Do you feel a thrill vibrating through these words? No? My husband wishes that you would say yes anyway because he is awfully tired of hearing about Earl Plowman.

He was the guy, the anonymous "Staff Correspondent" that Old News praised last week.

Turns out, if by accident you key in a lucky combination of Google search terms, up pops a digital archive of The Fourth Estate, a defunct weekly newspaper for people in the newspaper trade, which in 1916 published this tiny "Personals" item: "Earl W. Plowman of the Little Rock (Ark.) Gazette staff, who was taking his vacation in Missouri, was called in to accompany the Arkansas soldiers to New Mexico as staff correspondent of the Gazette."

Once I had his name, more evidence of his existence followed, but not much. He attended the University of Kansas, joined Sigma Chi, was first hired by the Gazette in 1912 and covered the Legislature. He was not hurt in 1915 when a car in which he was riding with Little Rock's coroner to view a murdered body ran into a ditch off Arch Street Pike. I lose track of him at 1917, when he resigned as telegraph editor to "go west for his health" -- a thing one did in those days.

Plowman saw all kinds of people as interesting; he did not speak Spanish; and when he ran out of serious information, he told jokes. Here are snippets from his stories, not necessarily in the order the Gazette published them:

• "One sight on the plains that attracted the men was the continual mirages on the south side of the train during the middle of the day. What appeared to be great lakes, bordered by trees, appeared many times, apparently less than a mile from the track. Some officers refused to believe the lakes were not real until they used their field glasses. At times the heat waves rising from the plains appeared at a distance to be prairie fires."

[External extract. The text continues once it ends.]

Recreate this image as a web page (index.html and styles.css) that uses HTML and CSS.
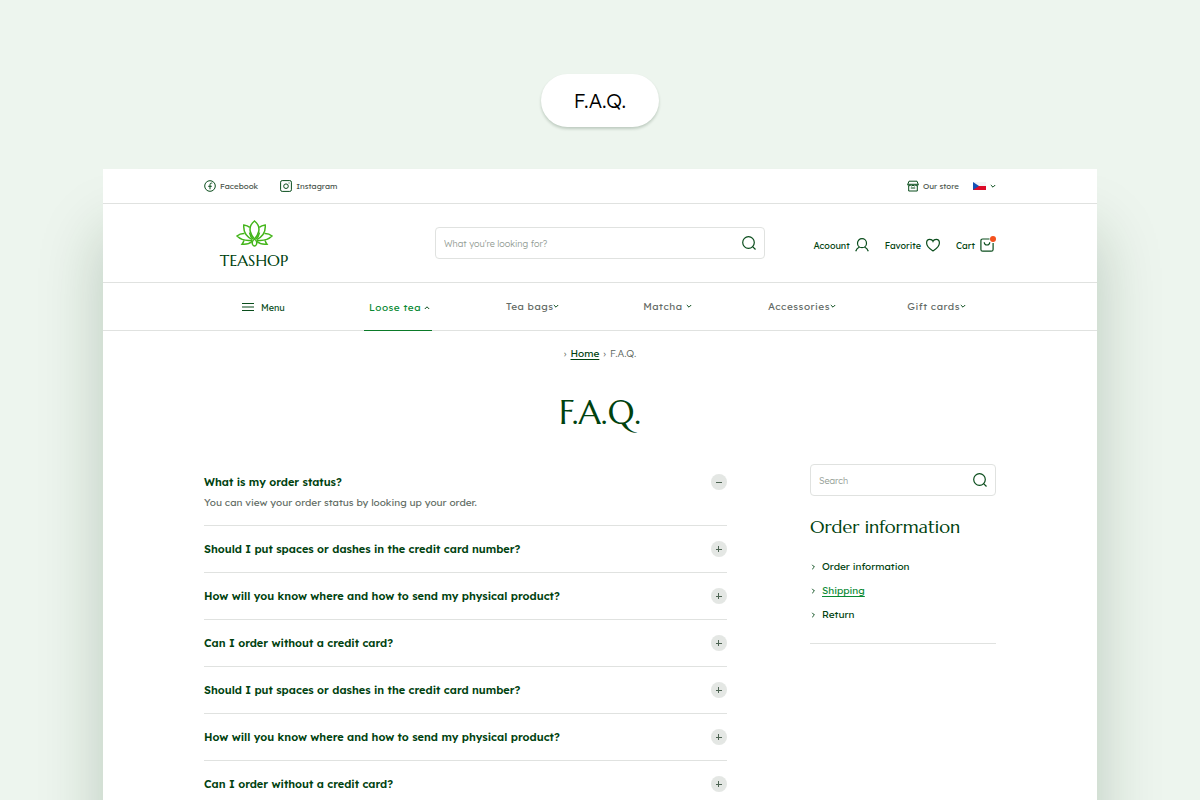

• "Six bullets which whistled over the camp of the Delaware guardsmen late today caused the machine gun battery of the Second Massachusetts encamped between the Arkansas and the Delaware troops, to prepare for action hastily. Investigation showed the bullets came from three men of the Second Arkansas who said they were hunting jack rabbits west of the camp."

• "Today was cool. It was one of the 27 cloudy days allotted the town annually according to government weather records."

• "Orders against rabbit hunting did not stop the sport. Today more than 200 men of the First Regiment under Maj. A.P. Andrews, conducted a rabbit drive, using only clubs and rocks, and more than 50 were caught or killed in two hours. The sport promises to become more popular."

• "Instead of the sand fleas which Arkansas troops feared they would find in the sand under their camp, only horned toads and desert lizards, both harmless and useful as ant eaters, have been found. Many of the men have sent horned toads home to relatives. They are ferocious looking, but harmless. The men amuse themselves by placing the toads in an anthill and watching them grab ants. The toads also catch flies. The ants in this region are comparatively scarce and have not bothered the men."

• "The Delaware men average much smaller in size than the Arkansas boys, whose unusual physique brings continual comment from Deming residents. A movie operator says he will have to put in special extra large seats in the rear of the house for the use of Arkansas patrons because others can not see over their heads when they sit in front."

KIDDING THE KIDDERS

"Delaware troops, who sought to 'kid' the Arkansas troops on their late arrival found the jokes well returned.

"'We heard the reason you boys were so late was that they had to keep you in camp an extra 10 days to get you used to wearing shoes,' a Delaware sergeant remarked to a group of First Regiment men.

"'Anyway they didn't have to put plow handles on our cars to get us away from the state,' an Arkansas man retorted."

LANGUAGE BARRIER

The first night the First Regiment spent in its camp, a local tried to pass through a Guard detail along the road between Deming and El Paso, Texas. "His English was poor and the sentry's Spanish no better," Plowman reported.

"Halt!" shouted the sentry. The man halted. "Where you going?"

"El Paso," replied the man, in a tone the sentry misunderstood.

"No, I'm hanged if you pass me. Come on to the guardhouse."

Without explaining why this was funny, Plowman reported that it took a while for the local to convince the sentry that "El Paso" was a city, not a command.

I like thinking about the folks back home pausing, brows furrowed, and then guffawing as they got it.